[Start Data]

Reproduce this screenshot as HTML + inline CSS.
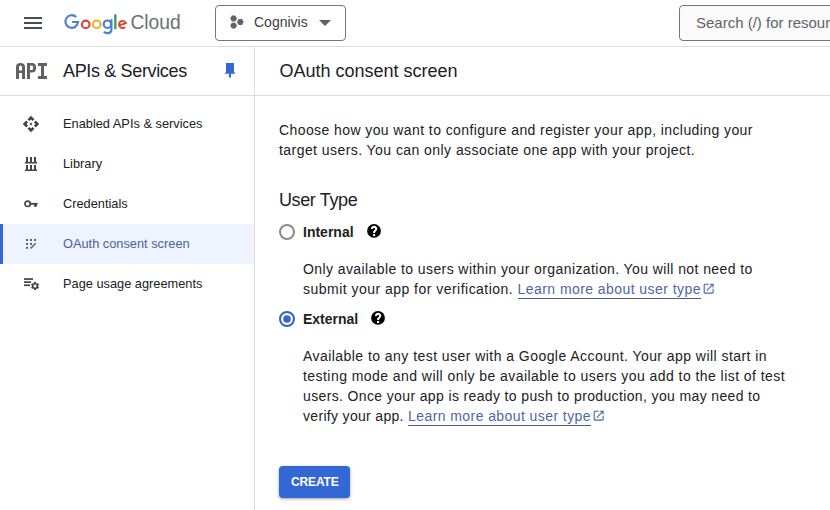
<!DOCTYPE html>
<html><head><meta charset="utf-8">
<style>
*{box-sizing:border-box;margin:0;padding:0}
html,body{width:830px;height:510px;overflow:hidden;background:#fff;font-family:"Liberation Sans",sans-serif;color:#202124}
.abs{position:absolute;white-space:nowrap}
svg{position:absolute;overflow:visible}
.ln{position:absolute;background:#dadce0}
.nav{position:absolute;left:63px;font-size:12.8px;line-height:16px;white-space:nowrap;color:#202124}
.body{position:absolute;font-size:14px;line-height:20px;letter-spacing:0.41px;white-space:nowrap;color:#202124}
.lnk{color:#4d66a8;text-decoration:none;border-bottom:1px solid #4d5f88;padding-bottom:1px}
.ext{display:inline-block;width:11px;height:11px;margin-left:2px;vertical-align:-1px}
.h18{position:absolute;font-size:18px;line-height:20px;white-space:nowrap;color:#202124}
.bold{position:absolute;font-size:14px;line-height:16px;font-weight:bold;white-space:nowrap;color:#202124}
</style></head><body>
<!-- header -->
<svg style="left:24px;top:17px" width="18" height="12" viewBox="0 0 18 12"><rect x="0" y="0" width="18" height="2" fill="#4a4d50"/><rect x="0" y="5" width="18" height="2" fill="#4a4d50"/><rect x="0" y="10" width="18" height="2" fill="#4a4d50"/></svg>
<svg style="left:0;top:0" width="140" height="40" viewBox="0 0 140 40"><g fill="none" stroke-width="2.2">
<path d="M76.2 17.1A6.3 6.3 0 1 0 78 22H72.2" stroke="#4a7fd6"/>
<circle cx="85.75" cy="24.4" r="3.8" stroke="#d9483b"/>
<circle cx="96.8" cy="24.4" r="3.8" stroke="#e8b530"/>
<circle cx="107.4" cy="24.2" r="3.7" stroke="#4a7fd6"/>
<path d="M111.4 19.2V29.6Q111.4 33.2 107.4 33.2Q105 33.2 103.9 31.6" stroke="#4a7fd6"/>
<path d="M118.9 25.4L125.9 23.1A3.6 3.6 0 1 0 125.1 27.1" stroke="#d9483b" stroke-width="2"/>
</g><rect x="114.2" y="14.3" width="2.3" height="14.8" fill="#3a9b52"/></svg>
<div class="abs" style="left:130.5px;top:12px;font-size:19.3px;line-height:22px;letter-spacing:-0.05px;color:#6b6f73">Cloud</div>
<div class="abs" style="left:215px;top:5px;width:131px;height:36px;border:1px solid #747775;border-radius:4px"></div>
<svg style="left:230px;top:15px" width="14" height="14" viewBox="0 0 14 14"><path d="M7.00 3.50L5.30 6.44L1.90 6.44L0.20 3.50L1.90 0.56L5.30 0.56Z" fill="#5f6368"/><path d="M13.70 7.00L12.00 9.94L8.60 9.94L6.90 7.00L8.60 4.06L12.00 4.06Z" fill="#5f6368"/><path d="M7.00 10.60L5.30 13.54L1.90 13.54L0.20 10.60L1.90 7.66L5.30 7.66Z" fill="#5f6368"/></svg>
<div class="abs" style="left:254px;top:14px;font-size:14px;line-height:16px;color:#3c4043">Cognivis</div>
<svg style="left:319px;top:20px" width="12" height="6" viewBox="0 0 12 6"><path d="M0 0H12L6 6Z" fill="#5f6368"/></svg>
<div class="abs" style="left:679px;top:5px;width:170px;height:36px;border:1px solid #747775;border-radius:4px;background:#fafafa"></div>
<div class="abs" style="left:696px;top:14px;font-size:15px;line-height:17px;color:#5f6368">Search (/) for resources</div>
<div class="ln" style="left:0;top:46px;width:830px;height:1px"></div>
<div class="ln" style="left:0;top:95px;width:830px;height:1px"></div>
<div class="ln" style="left:254px;top:46px;width:1px;height:464px"></div>

<!-- sub header -->
<svg style="left:15px;top:62px" width="32" height="17" viewBox="0 0 32 17">
 <g fill="#616161">
 <path d="M1 17V5Q1 1 5.5 1Q10 1 10 5V17H7V11H4V17ZM4 8.5H7V5Q7 3.5 5.5 3.5Q4 3.5 4 5Z"/>
 <path d="M12 17V1H17Q21 1 21 5V6Q21 10.5 17 10.5H15V17ZM15 8H17Q18 8 18 6.5V5Q18 3.5 17 3.5H15Z"/>
 <path d="M23 1H32V4H29V14H32V17H23V14H26V4H23Z"/>
 </g></svg>
<div class="h18" style="left:63px;top:61px;letter-spacing:-0.35px">APIs &amp; Services</div>
<svg style="left:224px;top:63px" width="12" height="15" viewBox="0 0 12 15"><path d="M2 0H10V9L11.5 10.8H0.5L2 9Z" fill="#3367d6"/><rect x="5" y="10.5" width="2" height="4" fill="#3367d6"/></svg>
<div class="h18" style="left:279.5px;top:61px">OAuth consent screen</div>

<!-- nav -->
<svg style="left:22px;top:115px" width="18" height="18" viewBox="0 0 24 24"><path fill="#444" d="M14 12l-2 2-2-2 2-2 2 2zm-2-6l2.12 2.12 2.5-2.5L12 1 7.38 5.62l2.5 2.5L12 6zm-6 6l2.12-2.12-2.5-2.5L1 12l4.62 4.62 2.5-2.5L6 12zm12 0l-2.12 2.12 2.5 2.5L23 12l-4.62-4.62-2.5 2.5L18 12zm-6 6l-2.12-2.12-2.5 2.5L12 23l4.62-4.62-2.5-2.5L12 18z"/></svg>
<div class="nav" style="top:116px">Enabled APIs &amp; services</div>

<svg style="left:25px;top:157px" width="12" height="14" viewBox="0 0 12 14"><g fill="#444"><rect x="1" y="0" width="2" height="5.5"/><rect x="5" y="0" width="2" height="5.5"/><rect x="9" y="0" width="2" height="5.5"/><rect x="0" y="5" width="12" height="1.5"/><rect x="1" y="8" width="2" height="5"/><rect x="5" y="8" width="2" height="5"/><rect x="9" y="8" width="2" height="5"/><rect x="0" y="12.5" width="12" height="1.5"/></g></svg>
<div class="nav" style="top:156px">Library</div>

<svg style="left:23px;top:199px" width="16" height="9" viewBox="0 0 16 9"><circle cx="4.6" cy="4.8" r="2.7" fill="none" stroke="#444" stroke-width="1.7"/><rect x="7" y="3.9" width="7.6" height="1.8" fill="#444"/><rect x="11.1" y="4.5" width="2.7" height="3.3" fill="#444"/></svg>
<div class="nav" style="top:196px">Credentials</div>

<div class="abs" style="left:0;top:224px;width:254px;height:40px;background:#eef3fd"></div>
<div class="abs" style="left:0;top:224px;width:3px;height:40px;background:#3367d6"></div>
<svg style="left:25px;top:238px" width="12" height="12" viewBox="0 0 12 12"><g fill="#334466"><rect x="1.2" y="1.1" width="1.8" height="1.8"/><rect x="5.1" y="1.1" width="1.8" height="1.8"/><rect x="9.1" y="1.1" width="1.8" height="1.8"/><rect x="1.2" y="5" width="1.8" height="1.8"/><rect x="5.1" y="5" width="1.8" height="1.8"/><rect x="1.2" y="8.9" width="1.8" height="1.8"/></g><path d="M5.6 10.4L10.7 5.3" stroke="#4a64ac" stroke-width="1.5"/></svg>
<div class="nav" style="top:236px;color:#4a62a2">OAuth consent screen</div>

<svg style="left:23px;top:277px" width="17" height="14" viewBox="0 0 17 14"><g fill="#444"><rect x="1" y="1.2" width="9" height="1.7"/><rect x="1" y="4.3" width="7" height="1.7"/><rect x="1" y="7.4" width="6" height="1.7"/></g>
 </svg><svg style="left:29.96px;top:280.86px" width="10.08" height="10.08" viewBox="0 0 24 24"><path fill="#444" fill-rule="evenodd" d="M19.14 12.94c.04-.3.06-.61.06-.94 0-.32-.02-.64-.07-.94l2.03-1.58c.18-.14.23-.41.12-.61l-1.92-3.32c-.12-.22-.37-.29-.59-.22l-2.390.96c-.5-.38-1.030-.7-1.62-.94l-.36-2.54c-.04-.24-.24-.41-.48-.41h-3.84c-.24 0-.43.17-.47.41l-.36 2.54c-.59.24-1.13.57-1.62.94l-2.39-.96c-.22-.08-.47 0-.59.22L2.74 8.87c-.12.21-.08.47.12.61l2.03 1.58c-.05.3-.09.63-.09.94s.02.64.07.94l-2.03 1.58c-.18.14-.23.41-.12.61l1.92 3.32c.12.22.37.29.59.22l2.39-.96c.5.38 1.03.7 1.62.94l.36 2.54c.05.24.24.41.48.41h3.84c.24 0 .44-.17.47-.41l.36-2.54c.59-.24 1.13-.56 1.62-.94l2.39.96c.22.08.47 0 .59-.22l1.92-3.32c.12-.22.07-.47-.12-.61l-2.01-1.58zM12 15.6c-1.98 0-3.6-1.62-3.6-3.6s1.62-3.6 3.6-3.6 3.6 1.62 3.6 3.6-1.62 3.6-3.6 3.6z"/></svg>
<div class="nav" style="top:276px">Page usage agreements</div>

<!-- content -->
<div class="body" style="left:279px;top:120px;letter-spacing:0.41px">Choose how you want to configure and register your app, including your</div>
<div class="body" style="left:279px;top:140px;letter-spacing:0.44px">target users. You can only associate one app with your project.</div>
<div class="h18" style="left:279px;top:190px;letter-spacing:-0.38px">User Type</div>

<svg style="left:279px;top:224px" width="16" height="16" viewBox="0 0 16 16"><circle cx="8" cy="8" r="7" fill="none" stroke="#8a8a8a" stroke-width="2"/></svg>
<div class="bold" style="left:303px;top:224px">Internal</div>
<svg style="left:367px;top:223.8px" width="14" height="14" viewBox="0 0 14 14"><circle cx="7" cy="6.9" r="6.9" fill="#000"/><path d="M4.9 5A2.2 2.2 0 1 1 9.3 5C9.3 6.4 7.1 6.6 7.1 8.4V8.9" fill="none" stroke="#fff" stroke-width="2"/><rect x="6.05" y="10" width="2.1" height="2.1" fill="#fff"/></svg>
<div class="body" style="left:303px;top:259px;letter-spacing:0.41px">Only available to users within your organization. You will not need to</div>
<div class="body" style="left:303px;top:279px"><span style="letter-spacing:0.475px">submit your app for verification. </span><span class="lnk" style="letter-spacing:0.434px">Learn more about user type</span></div>
<svg style="left:702.4px;top:282.4px" width="13.3" height="13.3" viewBox="0 0 24 24"><path fill="#4d66a8" d="M19 19H5V5h7V3H5c-1.11 0-2 .9-2 2v14c0 1.1.89 2 2 2h14c1.1 0 2-.9 2-2v-7h-2v7zM14 3v2h3.59l-9.830 9.830 1.41 1.41L19 6.41V10h2V3h-7z"/></svg>

<svg style="left:279px;top:311px" width="16" height="16" viewBox="0 0 16 16"><circle cx="8" cy="8" r="7" fill="none" stroke="#3262c4" stroke-width="2"/><circle cx="8" cy="8" r="3.8" fill="#3367d6"/></svg>
<div class="bold" style="left:303px;top:311px">External</div>
<svg style="left:370.9px;top:310.8px" width="14" height="14" viewBox="0 0 14 14"><circle cx="7" cy="6.9" r="6.9" fill="#000"/><path d="M4.9 5A2.2 2.2 0 1 1 9.3 5C9.3 6.4 7.1 6.6 7.1 8.4V8.9" fill="none" stroke="#fff" stroke-width="2"/><rect x="6.05" y="10" width="2.1" height="2.1" fill="#fff"/></svg>
<div class="body" style="left:303px;top:346px;letter-spacing:0.45px">Available to any test user with a Google Account. Your app will start in</div>
<div class="body" style="left:303px;top:366px;letter-spacing:0.445px">testing mode and will only be available to users you add to the list of test</div>
<div class="body" style="left:303px;top:386px;letter-spacing:0.365px">users. Once your app is ready to push to production, you may need to</div>
<div class="body" style="left:303px;top:406px"><span style="letter-spacing:0.32px">verify your app. </span><span class="lnk" style="letter-spacing:0.42px">Learn more about user type</span></div>
<svg style="left:592.3px;top:409.4px" width="13.3" height="13.3" viewBox="0 0 24 24"><path fill="#4d66a8" d="M19 19H5V5h7V3H5c-1.11 0-2 .9-2 2v14c0 1.1.89 2 2 2h14c1.1 0 2-.9 2-2v-7h-2v7zM14 3v2h3.59l-9.830 9.830 1.41 1.41L19 6.41V10h2V3h-7z"/></svg>

<div class="abs" style="left:279px;top:466px;width:71px;height:32px;background:#3367d6;border-radius:4px;box-shadow:0 1px 2px rgba(60,64,67,.3),0 1px 3px 1px rgba(60,64,67,.15)"></div>
<div class="abs" style="left:291px;top:475px;font-size:12px;line-height:14px;font-weight:bold;color:#fff;letter-spacing:-0.15px">CREATE</div>
</body></html>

[End Data]

=== Task requirements ===
Pick out the lines above that hold the string "inline" and show them.

=== Exercise response ===
Reproduce this screenshot as HTML + inline CSS.
.ext{display:inline-block;width:11px;height:11px;margin-left:2px;vertical-align:-1px}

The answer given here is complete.